Kalau orang pasar, kata penggemar makan ikan itu, tidak berbicara total produk ikan per tahun, tapi butuh berapa dan dalam bentuk apa. Jadi, harus diatur. Misalnya, produksi suatu kawasan 100 ton per musim. Tetapi belum tentu bisa memasok ikan secara teratur. Akibatnya, “Hari ini produksi melimpah, besok nggak ada. Padahal, restoran tidak menginginkan seperti itu, tapi tiap hari. Di sinilah pentingnya depo pemasaran,” tandasnya.
Lebih Menggairahkan
Tentunya, depo pemasaran ini lebih dekat ke hulu (pelaku budidaya ikan atau nelayan tangkap). Sedangkan yang lebih dekat ke konsumen akhir, Kementerian Kelautan dan Perikanan juga akan mengembangkan one village one market (OVOM). Selain merehabilitas pasar tradisional, juga membangun pasar baru, pasar mobil, dan sistem waralaba. Merehabilitasi pasar tradisional dan membangun pasar baru merupakan ranah (domain) pemerintah, sedangkan pasar mobil dan pola waralaba merupakan ranah swasta.

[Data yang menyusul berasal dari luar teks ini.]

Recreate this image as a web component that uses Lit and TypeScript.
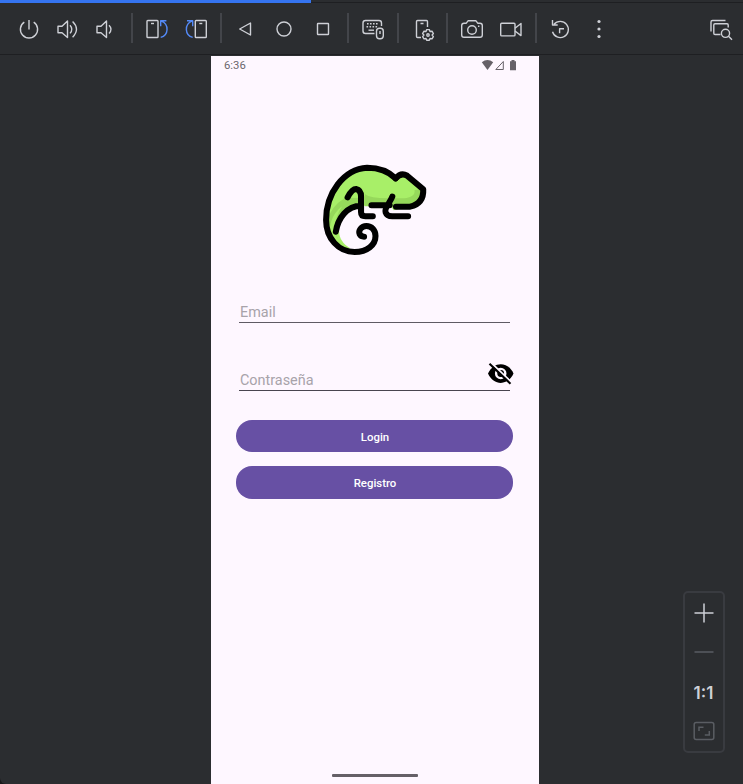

Jika depo pemasaran ikan ini kian banyak, dampaknya terhadap peningkatan konsumsi ikan kian terasa. Ia memberikan contoh. Industrial catering (antara lain, pelaku jasa boga yang memasok makanan buat karyawan perusahaan) masih kekurangan pasokan ikan bermutu dan kontinu. Mereka sangat berhati-hati memilih ikan karena ini menyangkut makanan. “Mereka sangat khawatir dengan kualitas ikan,” kata pejabat yang pernah berkarir di Pusat Pengembangan Usaha, Badan Agribisnis, Kementerian Pertanian, itu.
Jika program Gemarikan, depo pemasaran, dan OVOM ini berjalan seiring dan didukung para pemangku kepentingan perikanan lainnya, tentu bisnis perikanan nasional kian menggairahkan. Gemarikan berperan menggugah minat masyarakat untuk mengonsumsi ikan, sedangkan depo pemasaran dan OVOM pada ketersediaan dan keterjangkauan ikan. Jadi, Kementerian Kelautan dan Perikanan tak sekadar memasang target produksi 353% sampai 2014, tetapi juga meramunya dengan penguatan dan perluasan pasar perikanan.